Hello fellow enthusiasts!
First a bit of background:
I live in Chicago and grow as large a garden as space allows every year. A large Rose of Sharon died over the winter leaving an open plot for a plant of similar size. The plot is about 42" by 42" and is approximately 5'-6' from the foundation of my house. I could feasibly plant another tree within a few feet of this one. Apples are my favorite fruit and I would absolutely love to grow them, but I am having a great deal of trouble picking a variety suitable to my situation, dwarf as well as long storage and zone 5 hardy, but most importantly, self fertile as I don't believe I have the space for two trees.
Now for the questions:
With my space constraints, can I grow from m-26 semi-dwarf rootstock or do I need to grow from m-27 mini-dwarf?
Can I grow two trees, or is that asking too much?
If I cannot grow two trees, what would be the best variety for long storage, a sweet eating apple, that can be grafted to dwarf root stock and grows in zone 5, PLUS being self-fertile, if such a miracle tree exists?
If I can grow two trees, which two would be recommended with the same constraints minus self-fertile?
Thank you for your time!

Are you isolated?
In order to serve as a pollinizer the other apple tree could be hundreds of feet away.
I live in a suburban neighborhood and I didn't realize that one of my close neighbors has an apple tree in her back yard until a few years after I started growing apples.
I'd recommend Honeycrisp to meet all of your criteria except the self-fertile part. I have 1 each on M26 and M27. They grow very differently. The M26 grows many times the volume of the M27. If you go M26 you'll need to prune it quite a bit to control its growth. With M27 you'll be coaxing it to grow faster and you'll have to thin the heck out of the fruit because its much more precocious.
I think you could fit 2 M27 trees in more easily than one M26. When they talk about tree size, they talk about height usually, but the tree grows in all three dimensions. So a tree that is twice as tall is roughly 8 times the volume for example.

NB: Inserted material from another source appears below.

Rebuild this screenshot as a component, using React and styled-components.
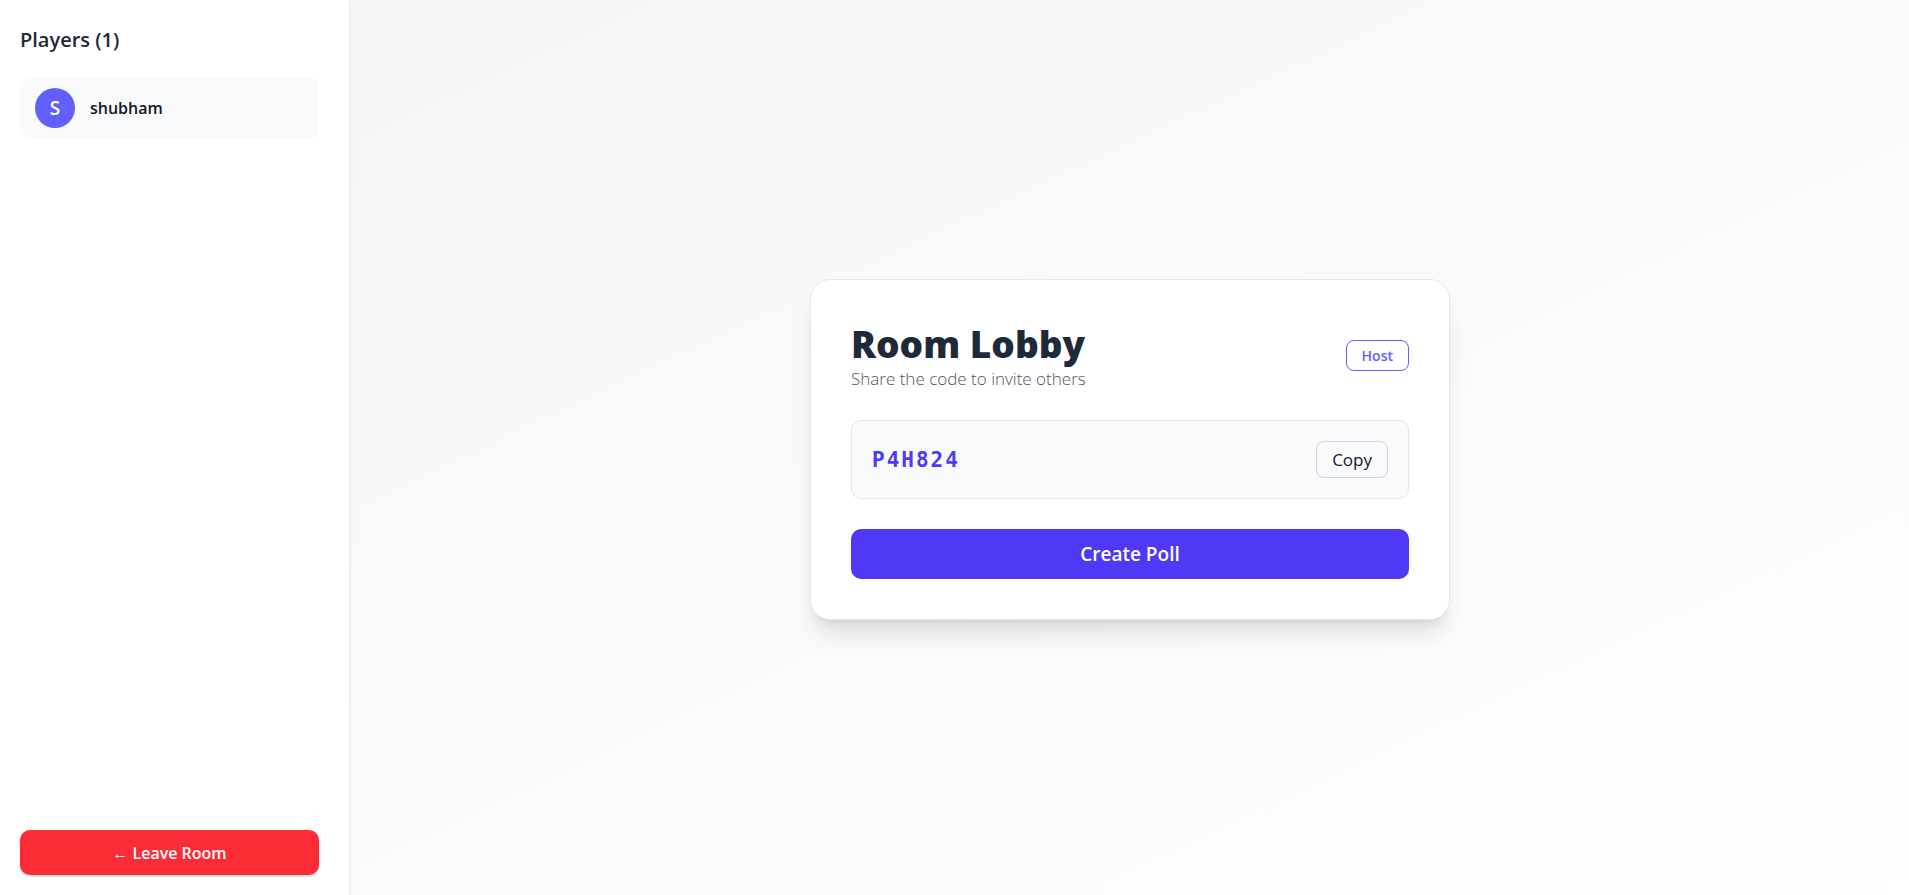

I live in Chicago, so it is quite feasible that there would be another apple tree nearby. What do you mean by coaxing an M27 to grow? How would I need to do that?
Thanks for your answer! Honeycrisp was one of the first trees I considered.
Now I am considering planting two M27's, a Spartan and a Honeycrisp. I read that if you angle them and prune the inner branches you can plant them 18" apart. Does this sound possible?
Thanks again.

I'm sure they'd be fine 18" apart on M27. By coaxing I mean wishing it would grow faster I guess. Perhaps make sure it has enough nitrogen and don't let it fruit the first couple leaves because they are apparently more prone to runting out if they are allowed to begin bearing real early (which they want to do).
I don't know anything about Spartan.